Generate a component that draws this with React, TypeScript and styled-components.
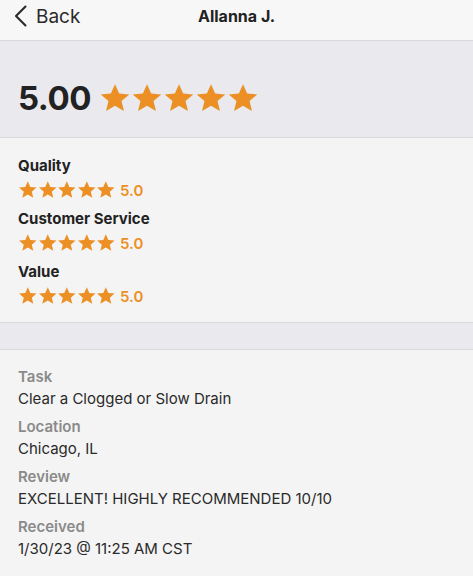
import React from 'react';
import styled, { createGlobalStyle } from 'styled-components';

const ORANGE = '#ec8f24';

const GlobalStyle = createGlobalStyle`
  html, body {
    margin: 0;
    padding: 0;
    background: #f4f4f4;
  }
  body {
    font-family: Inter, "Noto Sans", "Liberation Sans", sans-serif;
    color: #2a2a2a;
  }
`;

const Page = styled.div`
  width: 473px;
  min-height: 576px;
  background: #f4f4f4;
`;

const Header = styled.header`
  position: relative;
  height: 40px;
  display: flex;
  align-items: center;
  justify-content: center;
  background: #f7f7f7;
  border-bottom: 1px solid #d9d9dc;
`;

const BackButton = styled.button`
  position: absolute;
  left: 13px;
  top: 0;
  height: 32px;
  display: flex;
  align-items: center;
  gap: 8px;
  padding: 0;
  border: none;
  background: transparent;
  font-family: inherit;
  font-size: 19px;
  color: #2a2a2a;
  cursor: pointer;
`;

const Title = styled.h1`
  margin: 0 0 8px;
  font-size: 16px;
  font-weight: 700;
  color: #222;
`;

const Summary = styled.section`
  height: 97px;
  display: flex;
  align-items: center;
  gap: 8px;
  padding: 18px 18px 0;
  box-sizing: border-box;
  background: #e9e9ee;
  border-bottom: 1px solid #d9d9dc;
`;

const Score = styled.span`
  font-size: 33px;
  font-weight: 700;
  color: #222;
  letter-spacing: -0.5px;
`;

const Stars = styled.span<{ $size: number; $gap: number }>`
  display: inline-flex;
  gap: ${(p) => p.$gap}px;
  line-height: 0;
  svg {
    width: ${(p) => p.$size}px;
    height: ${(p) => p.$size}px;
  }
`;

const Ratings = styled.section`
  display: flex;
  flex-direction: column;
  gap: 5px;
  padding: 16px 18px 14px;
  background: #f4f4f4;
  border-bottom: 1px solid #d9d9dc;
`;

const RatingGroup = styled.div`
  display: flex;
  flex-direction: column;
`;

const RatingLabel = styled.div`
  font-size: 15px;
  font-weight: 700;
  line-height: 24px;
  color: #222;
`;

const RatingRow = styled.div`
  display: flex;
  align-items: center;
  gap: 4px;
  height: 24px;
`;

const RatingValue = styled.span`
  font-size: 15px;
  font-weight: 600;
  color: ${ORANGE};
`;

const Spacer = styled.div`
  height: 26px;
  background: #e9e9ee;
  border-bottom: 1px solid #d9d9dc;
`;

const Details = styled.section`
  display: flex;
  flex-direction: column;
  gap: 6px;
  padding: 16px 18px;
`;

const Field = styled.div`
  display: flex;
  flex-direction: column;
`;

const FieldLabel = styled.div`
  font-size: 15px;
  font-weight: 600;
  line-height: 22px;
  color: #8a8a8a;
`;

const FieldValue = styled.div`
  font-size: 15px;
  line-height: 22px;
  color: #2a2a2a;
`;

const Star = () => (
  <svg viewBox="0 0 24 24">
    <path
      fill={ORANGE}
      d="M12 1.6l3.1 7.1 7.6.6-5.8 5 1.8 7.5L12 17.8l-6.7 4 1.8-7.5-5.8-5 7.6-.6z"
    />
  </svg>
);

const StarRow = ({ size, gap }: { size: number; gap: number }) => (
  <Stars $size={size} $gap={gap}>
    {[0, 1, 2, 3, 4].map((i) => (
      <Star key={i} />
    ))}
  </Stars>
);

const ratings = ['Quality', 'Customer Service', 'Value'];

const details = [
  { label: 'Task', value: 'Clear a Clogged or Slow Drain' },
  { label: 'Location', value: 'Chicago, IL' },
  { label: 'Review', value: 'EXCELLENT! HIGHLY RECOMMENDED 10/10' },
  { label: 'Received', value: '1/30/23 @ 11:25 AM CST' },
];

export default function App() {
  return (
    <Page>
      <GlobalStyle />
      <Header>
        <BackButton>
          <svg width="15" height="24" viewBox="0 0 15 24">
            <path d="M12.5 2.5L3 12l9.5 9.5" fill="none" stroke="#2a2a2a" strokeWidth="2.1" strokeLinecap="round" strokeLinejoin="round" />
          </svg>
          Back
        </BackButton>
        <Title>Allanna J.</Title>
      </Header>
      <Summary>
        <Score>5.00</Score>
        <StarRow size={32} gap={-1} />
      </Summary>
      <Ratings>
        {ratings.map((r) => (
          <RatingGroup key={r}>
            <RatingLabel>{r}</RatingLabel>
            <RatingRow>
              <StarRow size={19.6} gap={0} />
              <RatingValue>5.0</RatingValue>
            </RatingRow>
          </RatingGroup>
        ))}
      </Ratings>
      <Spacer />
      <Details>
        {details.map((d) => (
          <Field key={d.label}>
            <FieldLabel>{d.label}</FieldLabel>
            <FieldValue>{d.value}</FieldValue>
          </Field>
        ))}
      </Details>
    </Page>
  );
}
──────────
AIM OF THE EXERCISE
From the data above, copy each line that holds "React".

SOLUTION FOR THIS TASK
Generate a component that draws this with React, TypeScript and styled-components.
import React from 'react';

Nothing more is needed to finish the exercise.